Michigan indisputably has the most generous auto insurance system in the nation.
Thanks to our state’s no-fault policy, unlimited lifetime benefits are available to those who are catastrophically injured in car crashes. Our system is funded through an assessment to the Michigan Catastrophic Claims Administration. All drivers are required to pay into the system.
Some people don’t think the system is fair.
House Republicans attempted to reform our state’s no-fault insurance last year by eliminating lifetime benefits and replacing them with a $1 million cap. However, the effort failed due to strong opposition from people who had been critically injured in car accidents and were benefitting from the system.
House Republicans haven’t given up. They are trying again to reform the no-fault system, this time with a proposal to eliminate lifetime benefits and replace them with a $10 million cap. The proposal would also require insurance companies to guarantee 10 percent savings on auto insurance premiums for the first two years. The proposal would also create an authority to combat insurance fraud and open up the Michigan Catastrophic Claims Association to more transparency.
Speaker of the House Jase Bolger says Michigan has the best auto insurance in the nation, but also one of the most expensive systems in the country. He said families are struggling to pay auto insurance bills and a growing number of people are driving without insurance as a result.
Bolger said a $10 million cap would save everyone money while still covering the majority of people injured in car accidents. He said the highest claim in Michigan was $12.7 million and only a small amount of people have filed a $10 million claim.

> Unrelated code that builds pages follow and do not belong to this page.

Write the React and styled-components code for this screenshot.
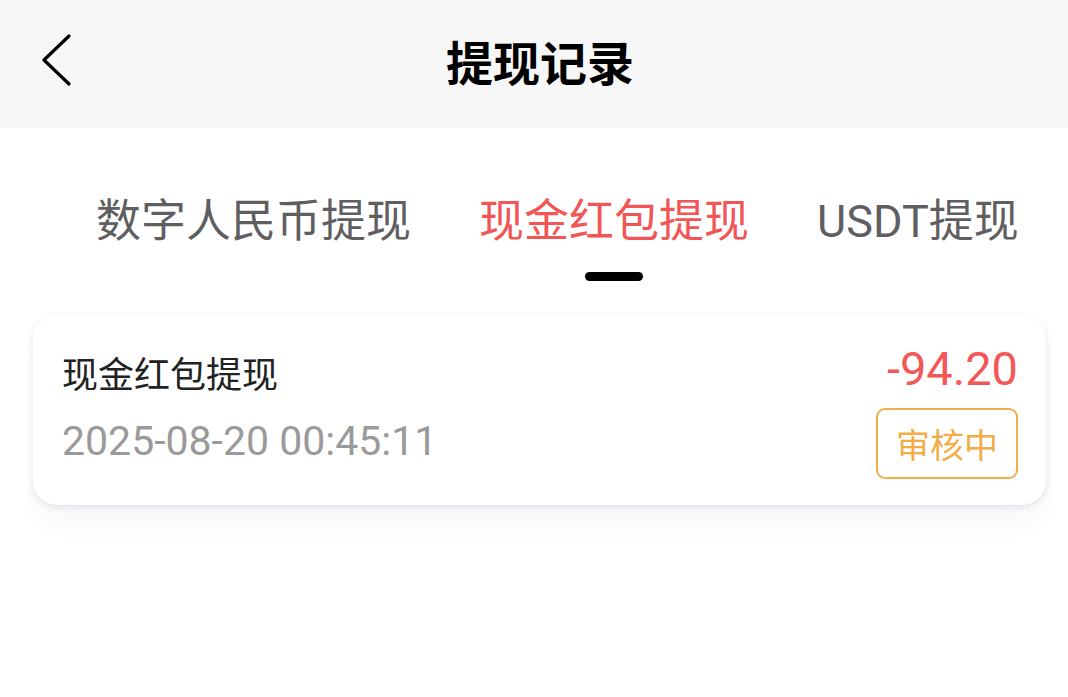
import styled, { createGlobalStyle } from 'styled-components';

const GlobalStyle = createGlobalStyle`
	html, body {
		margin: 0;
		padding: 0;
		background: #fff;
		font-family: Roboto, 'Noto Sans CJK SC', sans-serif;
	}
`;

const Page = styled.div`
	width: 1068px;
	min-height: 697px;
	background: #fff;
`;

const Header = styled.header`
	height: 128px;
	background: #f7f7f7;
	display: grid;
	grid-template-columns: 120px 1fr 120px;
	align-items: center;
`;

const BackButton = styled.button`
	border: none;
	background: none;
	padding: 0 0 8px 40px;
	display: flex;
	align-items: center;
	cursor: pointer;
`;

const Title = styled.h1`
	margin: 0 0 8px 12px;
	text-align: center;
	font-size: 47px;
	font-weight: 700;
	color: #000;
	letter-spacing: 0;
`;

// 탭바 (스크롤된 상태)
const TabViewport = styled.div`
	margin: 0 16px 0 27px;
	overflow: hidden;
	padding-top: 66px;
`;

const TabTrack = styled.div`
	display: flex;
	gap: 68px;
	margin-left: -${(props) => props.scroll}px;
`;

const Tab = styled.div`
	flex: none;
	display: flex;
	flex-direction: column;
	align-items: center;
	font-size: 45px;
	line-height: 56px;
	color: ${(props) => (props.active ? '#f25555' : '#5f5f62')};
	white-space: nowrap;
	cursor: pointer;
`;

const Indicator = styled.span`
	width: 58px;
	height: 9px;
	margin-top: 22px;
	border-radius: 5px;
	background: ${(props) => (props.active ? '#000' : 'transparent')};
`;

const List = styled.div`
	margin: 0 16px 0 27px;
	overflow: hidden;
	padding: 34px 6px 50px;
`;

const Card = styled.div`
	height: 190px;
	box-sizing: border-box;
	padding: 0 28px 0 29px;
	background: #fff;
	border-radius: 24px;
	display: flex;
	justify-content: space-between;
	align-items: center;
	box-shadow: 0 2px 7px rgba(30, 30, 60, 0.1), 0 18px 28px rgba(30, 30, 80, 0.03);
`;

const Info = styled.div`
	display: flex;
	flex-direction: column;
	gap: 20px;
`;

const RecordName = styled.div`
	font-size: 36px;
	line-height: 42px;
	color: #222;
`;

const RecordTime = styled.div`
	font-size: 41px;
	line-height: 48px;
	color: #9a9a9a;
`;

const Side = styled.div`
	display: flex;
	flex-direction: column;
	align-items: flex-end;
	gap: 11px;
`;

const Amount = styled.div`
	font-size: 47px;
	line-height: 56px;
	color: #f25858;
`;

const Status = styled.span`
	box-sizing: border-box;
	width: 142px;
	height: 71px;
	border: 2px solid #f2ac48;
	border-radius: 9px;
	display: flex;
	align-items: center;
	justify-content: center;
	font-size: 34px;
	color: #f2ac48;
`;

const tabs = ['全部提现', '数字人民币提现', '现金红包提现', 'USDT提现'];

function App() {
	let active = 2;
	return (
		<Page>
			<GlobalStyle />
			<Header>
				<BackButton>
					<svg width='32' height='52' viewBox='0 0 32 52' fill='none'>
						<polyline points='29,2 4,26 29,50' stroke='#000' strokeWidth='3.2' strokeLinecap='round' strokeLinejoin='round' />
					</svg>
				</BackButton>
				<Title>提现记录</Title>
				<div />
			</Header>

			<TabViewport>
				<TabTrack scroll={179}>
					{tabs.map((t, idx) => (
						<Tab key={idx} active={idx === active}>
							{t}
							<Indicator active={idx === active} />
						</Tab>
					))}
				</TabTrack>
			</TabViewport>

			<List>
				<Card>
					<Info>
						<RecordName>现金红包提现</RecordName>
						<RecordTime>2025-08-20 00:45:11</RecordTime>
					</Info>
					<Side>
						<Amount>-94.20</Amount>
						<Status>审核中</Status>
					</Side>
				</Card>
			</List>
		</Page>
	);
}

export default App;
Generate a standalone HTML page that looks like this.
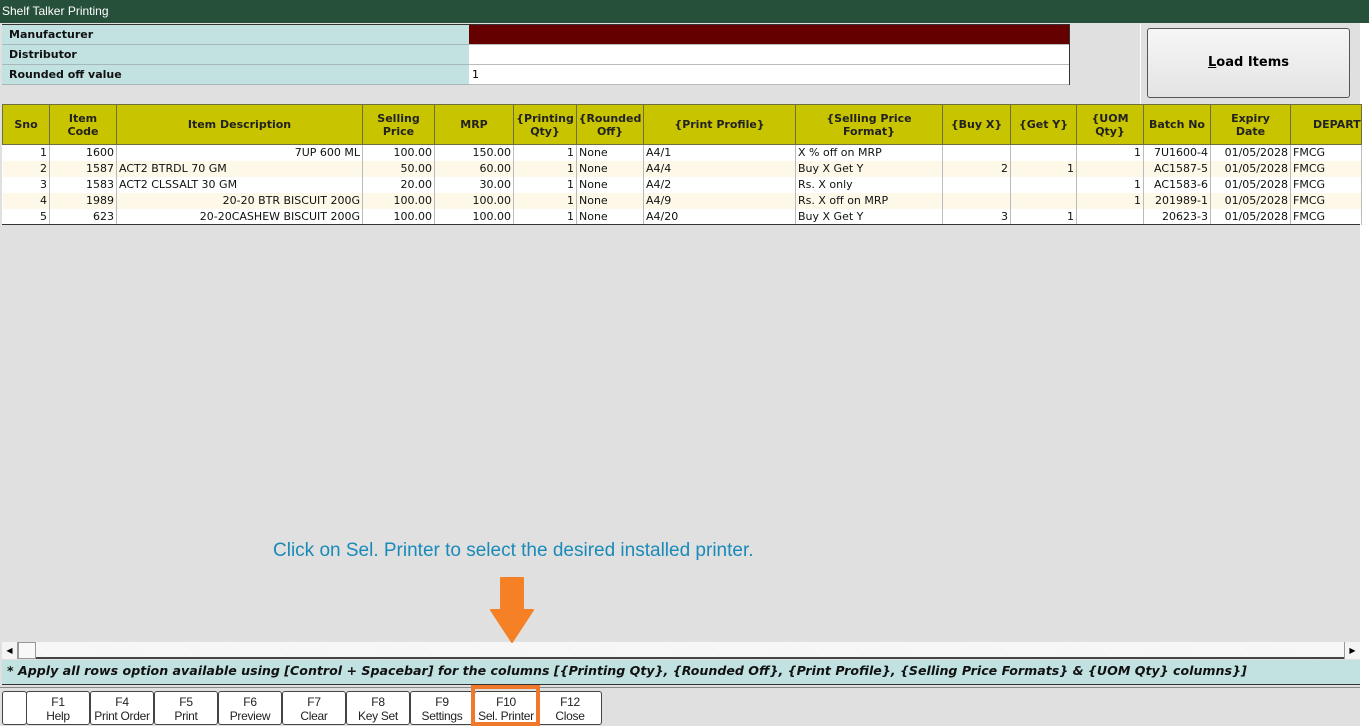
<!DOCTYPE html>
<html><head><meta charset="utf-8"><style>
*{margin:0;padding:0;box-sizing:border-box}
body{width:1369px;height:726px;background:#fff;position:relative;overflow:hidden;font-family:"DejaVu Sans","Liberation Sans",sans-serif}
.a{position:absolute}
.title{left:0;top:0;width:1369px;height:23px;background:#26503a;color:#fff;font:12px "Liberation Sans",sans-serif;line-height:23px;padding-left:2px}
.main{left:0;top:23px;width:1360px;height:703px;background:#e0e0e0}
.lbl{left:2px;width:467px;height:20px;background:#c2e1e1;font-weight:bold;font-size:11px;line-height:20px;padding-left:7px;border-bottom:1px solid #a8b8b8;color:#111}
.val{left:469px;width:600px;height:20px;background:#fff;font-size:11px;line-height:20px;padding-left:3px;border-bottom:1px solid #bbb}
.btn{left:1147px;top:28px;width:203px;height:70px;background:linear-gradient(#f6f6f6,#e4e4e4);border:1px solid #555;border-radius:3px;text-align:center;font-weight:bold;font-size:13px;line-height:68px}
table{position:absolute;left:2px;top:104px;border-collapse:collapse;font-size:11px;table-layout:fixed;background:#fff}
th{background:#c8c400;height:40px;font-size:11px;line-height:13px;border:1px solid #6e6e40;font-weight:bold;color:#222;overflow:hidden;white-space:nowrap}
td{height:16px;border-right:1px solid #bbb;padding:0 2px;white-space:nowrap;overflow:hidden;line-height:15px;color:#111}
tr.o td{background:#fdf8e8}
.r{text-align:right}.c{text-align:center}
.tbot{left:2px;top:224px;width:1358px;height:1px;background:#333}
.sb{left:2px;top:642px;width:1358px;height:17px;background:repeating-linear-gradient(45deg,#f2f2f2 0 1px,#fbfbfb 1px 2px);border-bottom:2px solid #444}
.info{left:2px;top:660px;width:1358px;height:25px;background:#c2e1e1;font-style:italic;font-weight:bold;font-size:12.6px;line-height:22px;padding-left:5px;border-bottom:1px solid #333;color:#111;white-space:nowrap}
.fk{top:691px;height:34px;width:64px;background:#fff;border:1px solid #444;border-radius:3px;text-align:center;font:12px/14px "Liberation Sans",sans-serif;padding-top:3px;color:#222;letter-spacing:-0.3px}
</style></head><body>
<div class="a title">Shelf Talker Printing</div>
<div class="a main"></div>
<div class="a" style="left:2px;top:24px;width:1068px;height:61px;border:1px solid #333;background:#fff"></div>
<div class="a lbl" style="top:25px">Manufacturer</div><div class="a val" style="top:25px;background:#650000"></div>
<div class="a lbl" style="top:45px">Distributor</div><div class="a val" style="top:45px"></div>
<div class="a lbl" style="top:65px">Rounded off value</div><div class="a val" style="top:65px">1</div>
<div class="a" style="left:1140px;top:24px;width:1px;height:80px;background:#fff"></div>
<div class="a btn"><u>L</u>oad Items</div>
<table>
<colgroup><col style="width:47px"><col style="width:67px"><col style="width:246px"><col style="width:72px"><col style="width:79px"><col style="width:63px"><col style="width:67px"><col style="width:152px"><col style="width:147px"><col style="width:68px"><col style="width:66px"><col style="width:67px"><col style="width:67px"><col style="width:80px"><col style="width:70px"></colgroup>
<tr><th>Sno</th><th>Item<br>Code</th><th>Item Description</th><th>Selling<br>Price</th><th>MRP</th><th>{Printing<br>Qty}</th><th>{Rounded<br>Off}</th><th>{Print Profile}</th><th>{Selling Price<br>Format}</th><th>{Buy X}</th><th>{Get Y}</th><th>{UOM<br>Qty}</th><th>Batch No</th><th>Expiry<br>Date</th><th style="text-align:left;padding-left:22px">DEPART</th></tr>
<tr><td class="r">1</td><td class="r">1600</td><td class="r">7UP 600 ML</td><td class="r">100.00</td><td class="r">150.00</td><td class="r">1</td><td>None</td><td>A4/1</td><td>X % off on MRP</td><td></td><td></td><td class="r">1</td><td class="r">7U1600-4</td><td class="r">01/05/2028</td><td>FMCG</td></tr>
<tr class="o"><td class="r">2</td><td class="r">1587</td><td>ACT2 BTRDL 70 GM</td><td class="r">50.00</td><td class="r">60.00</td><td class="r">1</td><td>None</td><td>A4/4</td><td>Buy X Get Y</td><td class="r">2</td><td class="r">1</td><td></td><td class="r">AC1587-5</td><td class="r">01/05/2028</td><td>FMCG</td></tr>
<tr><td class="r">3</td><td class="r">1583</td><td>ACT2 CLSSALT 30 GM</td><td class="r">20.00</td><td class="r">30.00</td><td class="r">1</td><td>None</td><td>A4/2</td><td>Rs. X only</td><td></td><td></td><td class="r">1</td><td class="r">AC1583-6</td><td class="r">01/05/2028</td><td>FMCG</td></tr>
<tr class="o"><td class="r">4</td><td class="r">1989</td><td class="r">20-20 BTR BISCUIT 200G</td><td class="r">100.00</td><td class="r">100.00</td><td class="r">1</td><td>None</td><td>A4/9</td><td>Rs. X off on MRP</td><td></td><td></td><td class="r">1</td><td class="r">201989-1</td><td class="r">01/05/2028</td><td>FMCG</td></tr>
<tr><td class="r">5</td><td class="r">623</td><td class="r">20-20CASHEW BISCUIT 200G</td><td class="r">100.00</td><td class="r">100.00</td><td class="r">1</td><td>None</td><td>A4/20</td><td>Buy X Get Y</td><td class="r">3</td><td class="r">1</td><td></td><td class="r">20623-3</td><td class="r">01/05/2028</td><td>FMCG</td></tr>
</table>
<div class="a tbot"></div>
<div class="a" style="left:273px;top:540px;font:19px 'Liberation Sans',sans-serif;color:#1a8ab8">Click on Sel. Printer to select the desired installed printer.</div>
<div class="a sb"></div>
<div class="a" style="left:2px;top:642px;width:16px;height:17px;background:#f4f4f4;border-right:1px solid #999;font-size:8px;line-height:17px;text-align:center">◀</div>
<div class="a" style="left:18px;top:642px;width:18px;height:17px;background:#f8f8f8;border:1px solid #999"></div>
<div class="a" style="left:1344px;top:642px;width:16px;height:17px;background:#f4f4f4;border-left:1px solid #999;font-size:8px;line-height:17px;text-align:center">▶</div>
<svg class="a" style="left:489px;top:576px" width="46" height="67" viewBox="0 0 46 67"><path d="M12 2 H34 V34 H44 L23 66 L2 34 H12 Z" fill="#f58025" stroke="#f58025" stroke-linejoin="round" stroke-width="2"/></svg>
<div class="a info">* Apply all rows option available using [Control + Spacebar] for the columns [{Printing Qty}, {Rounded Off}, {Print Profile}, {Selling Price Formats} &amp; {UOM Qty} columns}]</div>
<div class="a" style="left:0;top:687px;width:1360px;height:1px;background:#888"></div>
<div class="a fk" style="left:2px;width:25px"></div>
<div class="a fk" style="left:26px">F1<br>Help</div>
<div class="a fk" style="left:90px">F4<br>Print Order</div>
<div class="a fk" style="left:154px">F5<br>Print</div>
<div class="a fk" style="left:218px">F6<br>Preview</div>
<div class="a fk" style="left:282px">F7<br>Clear</div>
<div class="a fk" style="left:346px">F8<br>Key Set</div>
<div class="a fk" style="left:410px">F9<br>Settings</div>
<div class="a fk" style="left:474px">F10<br>Sel. Printer</div>
<div class="a fk" style="left:538px">F12<br>Close</div>
<div class="a" style="left:471px;top:685px;width:69px;height:41px;border:4px solid #f0782a"></div>
</body></html>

Of course, the proposed bill has been met with opposition. Oakland County Executive L. Brooks Patterson went so far as to call the new bill “a death sentence for individuals recovering from catastrophic injuries.”
Rep. Rick Outman, R-Six Lakes, addressed the proposal at last Monday’s legislative update gathering at Montcalm Community College. He doesn’t have an official stance on the proposal at this time, but he believes some changes must take place.
“Is it perfect? I don’t know,” Outman said. “What I do know is we pay higher rates than anyone else. I hear it from people that move back to Michigan from other states. They are amazed. We have to do something.”
Outman does agree with the majority of the proposal, saying he believes it would create a more efficient system, payouts would be quicker and everyone would save money. He also thinks the Michigan Catastrophic Claims Association should be more transparent. He said associate officials have admitted their system is unsustainable, but they refuse to open up their books to the government.
Legislation of the proposal is expected to be drafted this week in Lansing.
Until we know more details about the proposal, we aren’t taking an official stance either, but we agree our state’s no-fault system needs reform. Michigan’s unlimited system is far and away the most generous in the nation. The next state that comes close (and it’s not even close) is New York, which has a cap of $50,000.
The idea of a system that hands out unlimited amounts of money to a few while all of us are forced to pay seems questionable. We’re glad our state’s auto insurance system is being questioned and we hope the debate will lead to a more sensible resolution for everyone.
Editorial opinions are the consensus of The Daily News editorial board.